The school bus in the middle of the busy Post Road-Kings Highway was not there by accident. The big yellow vehicle carried a message for drivers: "School's Open, Drive Carefully."

Even though the first days of classes in Fairfield for the new academic year is Aug. 29, Fairfield police are already taking steps to remind drivers about their plans to strictly enforce traffic rules regarding school buses and student pedestrians once schools reopen.

The effort is being led by the Police Department's Traffic Safety Unit, comprising four officers, a sergeant and led by Lt. Jim Perez. It was established two years ago with a mission of addressing complaints from the public about issues like speeding, illegal parking, texting and talking on the phone while driving, and road rage, according to Perez.

The unit's larger focus, according to Perez, is on "the three E's:" engineering, education and enforcement.

"With regard to engineering, we work with the town and state officials on how roads are designed and signs are placed," said Perez. "Education is about speaking with the community and bringing awareness about the dangers of certain driving actions.

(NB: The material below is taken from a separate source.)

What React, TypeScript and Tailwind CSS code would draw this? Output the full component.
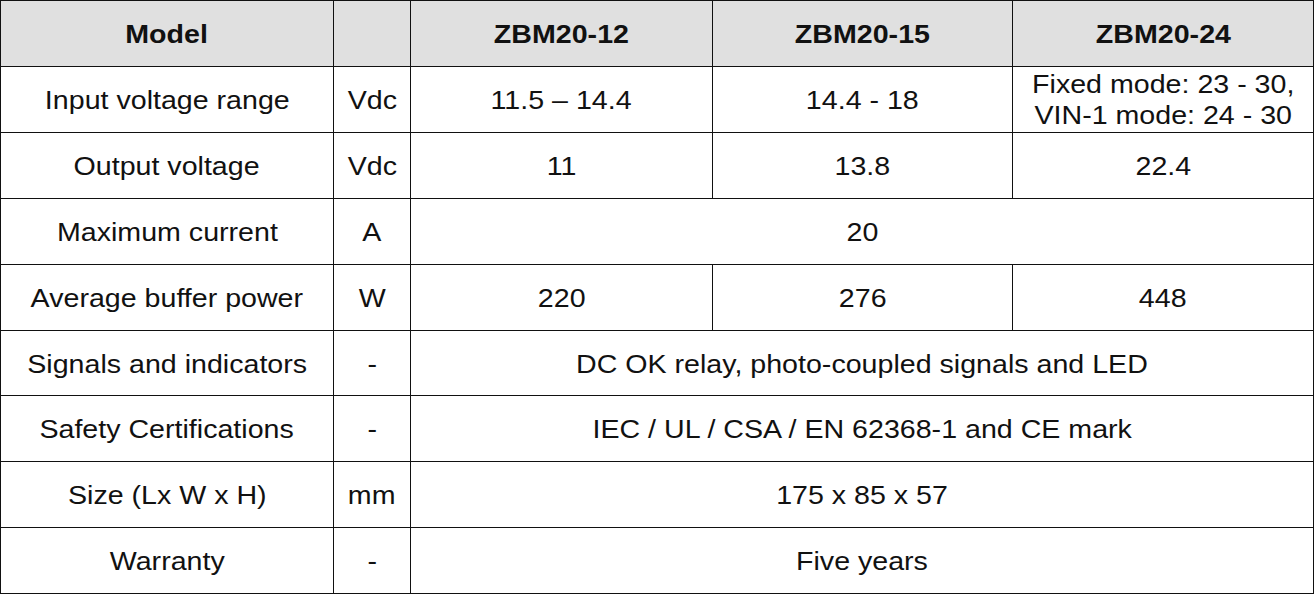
import React from 'react';

type Row = {
  label: string;
  unit: string;
  values: string[];
};

const rows: Row[] = [
  { label: 'Input voltage range', unit: 'Vdc', values: ['11.5 – 14.4', '14.4 - 18', 'Fixed mode: 23 - 30,\nVIN-1 mode: 24 - 30'] },
  { label: 'Output voltage', unit: 'Vdc', values: ['11', '13.8', '22.4'] },
  { label: 'Maximum current', unit: 'A', values: ['20'] },
  { label: 'Average buffer power', unit: 'W', values: ['220', '276', '448'] },
  { label: 'Signals and indicators', unit: '-', values: ['DC OK relay, photo-coupled signals and LED'] },
  { label: 'Safety Certifications', unit: '-', values: ['IEC / UL / CSA / EN 62368-1 and CE mark'] },
  { label: 'Size (Lx W x H)', unit: 'mm', values: ['175 x 85 x 57'] },
  { label: 'Warranty', unit: '-', values: ['Five years'] },
];

const cell = 'border border-[#111] text-center align-middle px-0 pt-[2px] pb-0';

// the source table renders slightly wide, so stretch text a touch
function T({ children }: { children: React.ReactNode }) {
  return <span className="inline-block whitespace-pre-line scale-x-[1.1]">{children}</span>;
}

export default function App() {
  return (
    <div className="w-[1314px] h-[594px] bg-white text-[#111] font-['Liberation_Sans',Arial,sans-serif] text-[26px] leading-[31px]">
      <table className="w-[1313px] table-fixed border-collapse">
        <colgroup>
          <col className="w-[333px]" />
          <col className="w-[77px]" />
          <col className="w-[302px]" />
          <col className="w-[300px]" />
          <col className="w-[301px]" />
        </colgroup>
        <thead>
          <tr className="h-[66px] bg-[#e0e0e0] font-bold">
            <th className={cell}><T>Model</T></th>
            <th className={cell}></th>
            <th className={cell}><T>ZBM20-12</T></th>
            <th className={cell}><T>ZBM20-15</T></th>
            <th className={cell}><T>ZBM20-24</T></th>
          </tr>
        </thead>
        <tbody>
          {rows.map((row) => (
            <tr key={row.label} className="h-[65.9px]">
              <td className={cell}><T>{row.label}</T></td>
              <td className={cell}><T>{row.unit}</T></td>
              {row.values.length === 1 ? (
                <td className={cell} colSpan={3}><T>{row.values[0]}</T></td>
              ) : (
                row.values.map((v, i) => (
                  <td key={i} className={cell}><T>{v}</T></td>
                ))
              )}
            </tr>
          ))}
        </tbody>
      </table>
    </div>
  );
}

"With enforcement, we try to give warnings before ticketing. In the case of a parking situation in the neighborhood adjacent to Roger Sherman Elementary School, parents were sent a Friday e-blast about certain parking rules," he said. "The following week, offenders were issued infractions. It stopped the problem and there have been no complaints from nearby homeowners in two years."

Perez said local police "partner up with the AAA in education classes, talk to kids, solve problems by thinking creatively" about driving and traffic issues.

As schools reopen later this month, the traffic unit's work becomes particularly critical, Perez said. "Many parents are concerned about their kids walking alone to bus stops," he said. "We want to be hyper-vigilant about drivers being patient and to make sure they watch for kids darting out."

A recent safety measure is the outfitting of school buses with external video systems that can record the license plate numbers of drivers who pass buses stopped to pick up or drop off students. The consequence for violating the state law the prohibits driving by a stopped school bus is a $465 fine for the first offense and double that amount for a second-time offender.

Officer Jason Kline, a member of the Traffic Safety Unit, suggested that traffic violations often occur because drivers are self-absorbed and not paying attention. "Their world ... everyone else is living in it," he said. "You always have to be prepared for the unexpected and some people are often stuck in their own fog. We want to make people aware we are out there, and especially watching the residential areas where there's little coverage."

Kline noted that the back-to-school period marks a sudden transition for many drivers. "The population jumps up, traffic increases at the start of school," he said. "It takes about a week for people to adapt. People are still operating in summer mode."

Fellow Officer Evan Kaesmann added, "Whether stop signs are out or not, people still need to be cautious around buses. Kids can be excited. Drivers need to have added consciousness. All of that is diluted by cellphones, texting and other distractions."